What is the overall significance of phosphoglucomutase and glycogen synthase?

The process regulated by phosphoglucomutase and glycogen synthase allows the body to efficiently store glucose and release it when energy is needed.

Study Notes

Glycogen Metabolism Introduction

• Glucose is the primary fuel source for cells, acquired from the diet.
• Organisms need to maintain a glucose supply between meals.
• Gluconeogenesis produces glucose but may not be fast enough in certain situations.
• Glycogen is a storage form of glucose, allowing quick access without disrupting osmotic balance.

Glycogenesis

• Glycogenesis involves the synthesis and elongation of glycogen molecules.
• Glucose is first phosphorylated to glucose-6-phosphate (G6P).
• G6P is converted to glucose-1-phosphate through phosphoglucomutase.
• UDP-glucose is formed from glucose-1-phosphate and UTP.
• Glycogen synthase adds UDP-glucose to an existing glycogen chain.
• A-1,4-glycosidic bonds are formed.

Glycogen Elongation

• Glycogen synthase catalyzes the transfer of glucose from UDP-glucose to the non-reducing end of a growing glycogen chain.
• This forms a new a-1,4-glycosidic bond resulting in the release of UDP.

Glycogen Priming

• Glycogen synthase can only elongate pre-existing glycogen chains.
• Glycogenin, a protein, acts as a core for the initial glucose addition.
• Glycogenin catalyzes the addition of the first few glucose units (using UDP-glucose) to its own tyrosine residues
• These initial units act as a primer for glycogen synthase to continue elongation.

Glycogen Branching

• Glycogen is highly branched.
• Glycogen branching enzyme transfers an oligosaccharide from the non-reducing end of a linear chain to carbon 6 of a more internal glucose unit.
• This creates a branch point (a-1,6 linkage) increasing the number of nonreducing ends.

Glycogenolysis

• Glycogenolysis breaks down glycogen into glucose subunits.
• Phosphorolysis (rather than hydrolysis) is primarily used (splitting with phosphate).
• Glycogen phosphorylase removes glucose-1-phosphate from the non-reducing end of a glycogen chain.
• a-1,4-glycosidic bonds are broken.

Debranching of Glycogen

• Debranching enzyme is required because glycogen phosphorylase cannot cleave alpha-1,6-glycosidic linkages.
• Debranching enzyme transfers a trisaccharide from a branch to the main chain.
• a-1,6-glucosidase hydrolyzes the remaining branch-point glucose residue to release a free glucose molecule.

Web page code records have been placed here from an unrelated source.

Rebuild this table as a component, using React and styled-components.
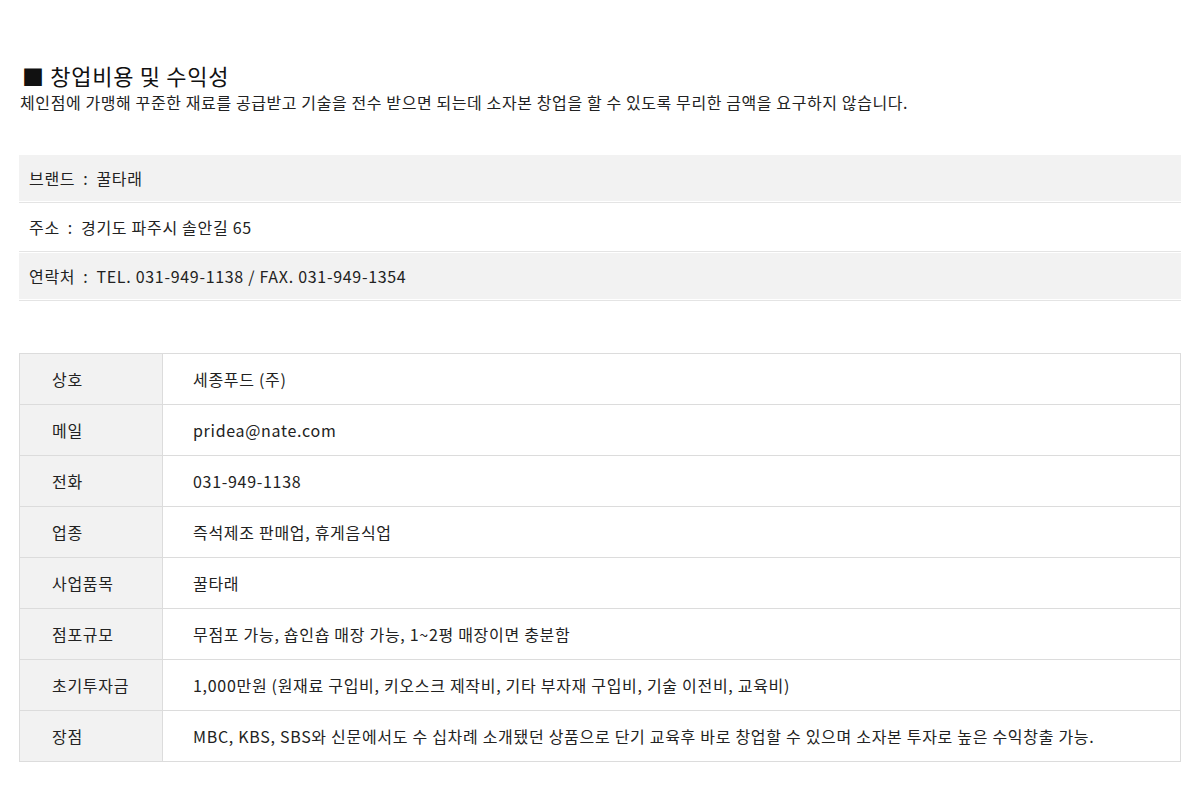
import React from "react";
import styled, { createGlobalStyle } from "styled-components";

const GlobalStyle = createGlobalStyle`
  body {
    margin: 0;
    background: #fff;
    font-family: "Noto Sans CJK KR", "Noto Sans", sans-serif;
    color: #222;
  }
`;

const info = [
  { label: "브랜드", value: "꿀타래" },
  { label: "주소", value: "경기도 파주시 솔안길 65" },
  { label: "연락처", value: "TEL. 031-949-1138 / FAX. 031-949-1354" },
];

const rows = [
  ["상호", "세종푸드 (주)"],
  ["메일", "pridea@nate.com"],
  ["전화", "031-949-1138"],
  ["업종", "즉석제조 판매업, 휴게음식업"],
  ["사업품목", "꿀타래"],
  ["점포규모", "무점포 가능, 숍인숍 매장 가능, 1~2평 매장이면 충분함"],
  ["초기투자금", "1,000만원 (원재료 구입비, 키오스크 제작비, 기타 부자재 구입비, 기술 이전비, 교육비)"],
  ["장점", "MBC, KBS, SBS와 신문에서도 수 십차례 소개됐던 상품으로 단기 교육후 바로 창업할 수 있으며 소자본 투자로 높은 수익창출 가능."],
];

const App = () => {
  return (
    <Page>
      <GlobalStyle />
      <Title>■ 창업비용 및 수익성</Title>
      <Lead>
        체인점에 가맹해 꾸준한 재료를 공급받고 기술을 전수 받으면 되는데 소자본 창업을 할 수 있도록 무리한 금액을 요구하지 않습니다.
      </Lead>
      <InfoList>
        {info.map((item, i) => (
          <InfoRow key={item.label} $shaded={i % 2 === 0}>
            {item.label}<Colon>:</Colon>{item.value}
          </InfoRow>
        ))}
      </InfoList>
      <Table>
        <tbody>
          {rows.map(([k, v]) => (
            <tr key={k}>
              <Th>{k}</Th>
              <Td>{v}</Td>
            </tr>
          ))}
        </tbody>
      </Table>
    </Page>
  );
};

const Page = styled.div`
  padding: 59px 19px 40px 19px;
`;

const Title = styled.h2`
  margin: 0 0 0 3px;
  font-size: 22px;
  font-weight: 400;
  line-height: 32px;
  color: #111;
  letter-spacing: 0.7px;
`;

const Lead = styled.p`
  margin: 0 0 0 1px;
  font-size: 16px;
  line-height: 22px;
  color: #222;
  letter-spacing: 0.6px;
`;

const InfoList = styled.ul`
  list-style: none;
  margin: 42px 0 0;
  padding: 0;
`;

const InfoRow = styled.li`
  height: 46px;
  line-height: 46px;
  padding: 0 0 1px;
  margin-bottom: 1px;
  text-indent: 10px;
  font-size: 16px;
  letter-spacing: 0.7px;
  background: ${(p) => (p.$shaded ? "#f2f2f2" : "#fff")};
  background-clip: content-box;
  border-bottom: 1px solid #e4e4e4;
`;

const Colon = styled.span`
  display: inline-block;
  text-indent: 0;
  padding: 0 8px;
`;

const Table = styled.table`
  width: 100%;
  margin-top: 52px;
  border-collapse: collapse;
  border: 1px solid #dcdcdc;
  font-size: 16px;
  letter-spacing: 0.7px;
`;

const Th = styled.th`
  width: 143px;
  height: 50px;
  padding: 0 0 0 32px;
  text-align: left;
  font-weight: 400;
  background: #f2f2f2;
  border: 1px solid #dcdcdc;
  box-sizing: border-box;
`;

const Td = styled.td`
  height: 50px;
  padding: 0 0 0 30px;
  border: 1px solid #dcdcdc;
`;

export default App;
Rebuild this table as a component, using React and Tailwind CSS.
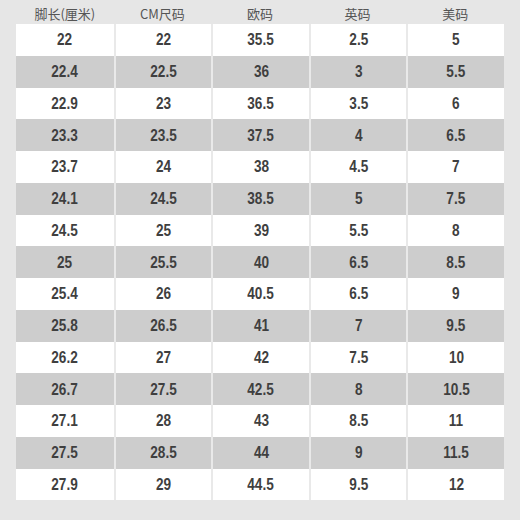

Regulation of Glycogen Metabolism

• Glycogen phosphorylase, the key regulatory enzyme in glycogenolysis, is regulated by hormonal and allosteric mechanisms.
• Glucagon and epinephrine promote glycogenolysis (through hormonal pathways leading to PKA activation followed by phosphorylase kinase activation leading to further activation of phosphorylase)
• Insulin promotes glycogenesis.
• Allosteric effectors like AMP and calcium and Ca2+ are tissue specific and regulate glycogenolysis.